Any Linux distribution will do for multimedia, but this book is tailored for Slackware specifically, so it uses Slackware's custom system management tools. In theory, advanced users could adapt all of the tips in this book to fit any other distribution, but this handbook prefers Slackware. There are a few advantages to Slackware over other varieties of Linux:

  • Stability. Slackware prizes stability over jumping to the latest-and-greatest features. Historically, for instance, Slackware has not included new technologies like HAL, Pulse Audio, udev, or systemd, until they have proven to be reliable, finished products. To users itching for the neatest, latest features, this may appear an inconvenience, but for mission-critical machines it is far better to wait on flashy new features than have beta-quality technology cause unforeseen delays in the workflow.
  • Longterm Support. Upgrading an operating system is a disruptive process. Mission-critical environments tend to speak of upgrades in, at the very least, five year blocks. While commercial operating systems and the more competitively-minded Linux distributions encourage annual upgrades, Slackware releases only once every three or four years, with security patches being offered for at least 5 years thereafter.
  • Manual Updates. Many computer users are very accustomed to their computer blinking an icon at them every week or month, urging them to accept a series of updates to their operating system. Most users accept these alerts blindly and let their OS be updated right out from under them. Sometimes this adds new features and new security patches; other times, it breaks a critical component of an intricate workflow.

    For mission-critical systems, auto-updating is not a user-friendly feature, it is bothersome at best, and at worst it's an unknown variable that could all-too easily bring production to a halt.
  • Unix-like functionality. GNU and Linux, the two basic components of what is colloquially called “Linux”, were modeled on AT&T's UNIX operating system, and more broadly on the “unix philosophy” as demonstrated in the book Linux and the Unix Philosophy by Mike Gancarz. Ideas such as re-using other people's work, keeping things modular, stringing together existing small applications to functionally achieve larger ones are all part of the “unixy” way of doing things. Slackware strives to be as true to UNIX as possible. In fact, its mission statement from the website is:

    The Slackware Philosophy: since its first beta release in April of 1993, the Slackware Linux Project has aimed at producing the most “UNIX-like” Linux distribution out there. Slackware complies with the published Linux standards, such as the Linux File System Standard. We have always considered simplicity and stability paramount, and as a result Slackware has become one of the most popular, stable, and friendly distributions available.
  • Control. In Slackware, the user has control over almost every aspect of the system. While other distributions have successfully made some things very easy and almost invisible to the user, such as adding packages via friendly package managers like RPM and yum or apt-* and aptitude, the user also loses a degree of control over the way applications are compiled, what options applications have enabled, where applications and libraries get installed in the system, what gets added and removed upon the installation and removal of packages, and so on2).

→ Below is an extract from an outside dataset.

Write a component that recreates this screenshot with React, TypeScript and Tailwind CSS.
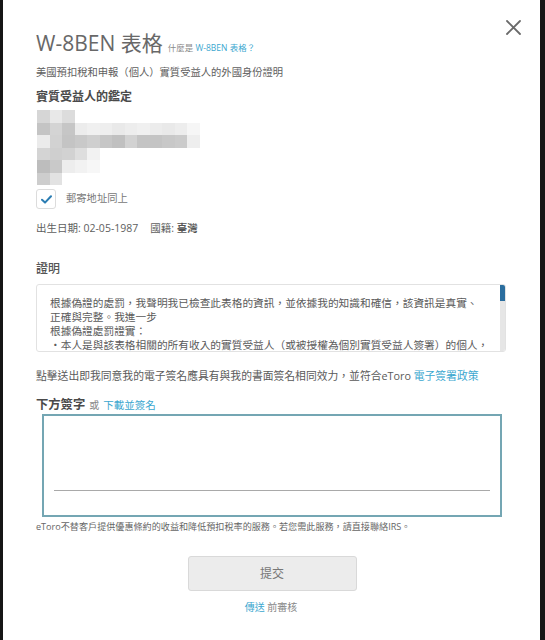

    Slackware leaves all such control firmly with the user, and for this reason the resulting system is precisely the sort of system the user needs.


This book attempts to make no assumption about the reader's experience level, and ideally the Slackermedia tutorials will be able to be used by everyone. Realistically, however, in order to use this book a user will probably need:

  • Familiarity with Linux and unix. The more familiar you are, the easier the process will be. In other words, this book isn't an introduction to Linux, but an introduction and explanation of multimedia content creation on Linux. If you do not already know Slackware Linux, then start with an introductory guide first, then graduate to this one.
  • Some familiarity with compiling source code is helpful but not strictly necessary. Slackermedia advises the user to compile from source on a number of important programs, but if the user's needs are simple - or the user wishes to start out simple - then manually compiling from source may never be necessary. Additionally, the use of SlackBuilds makes the process easier than ever.
  • It is recommended that the user be comfortable with installing and configuring Slackware. While Slackware is not difficult, it does allow for quite a bit of customization and configuration. If the user does not feel comfortable doing this (ie, if the user has only ever run a distribution that largely installs and configures itself, like Debian, Mageia, Suse, and so on), then before Slackermedia is attempted, some degree of comfort with Slackware should be attained. A good way to do this is by reading Slackware Documentation.

    The latest official documentation for Slackware is

    If you have not already, then you should also read the Slackware Essentials (generally known as the “Slackbook”). It's admittedly a little out of date, but because Slackware has changed so very little at the system-level, it holds up surprisingly well.
  • Familiarity with Linux multimedia applications. It will be difficult to custom design a multimedia distribution if the user does not know what applications they want to install. While Slackermedia gives plenty of good examples and suggestions, it is heavily biased toward what the author knows best and the applications that the author uses most. If a user knows that they prefer Ardour to Qtractor, for instance, then the user should implement an Ardour-based Slackermedia design; if the user doesn't know one from the other, then the user may not be getting the best solution for their needs.

    Remember that Slackermedia is not a recipe or a prescription; don't get distracted by the specific set of tools if you know of something better. Learn how to set these tools up, how to get them to work with one another, and then build your own solution. That is the Slackermedia way.

    If you do not know the multimedia applications available, install more than you think you need, and then spend time getting familiar with all of your options. Take them for a test drive, try them each out in production, and over time you will be able to trim down and simplify your Slackermedia installation process.

All in all, the experienced user will find Slackermedia pretty simple to set up and start using. A new user will need to take it slower and allow for a learning curve, but don't let that discourage you. Every new tool has a learning curve, and the lessons you learn while setting up a Slackware media machine will help you understand Linux of every flavour, as well as computers in general.


2) The user never really loses control in open source, since the code is free.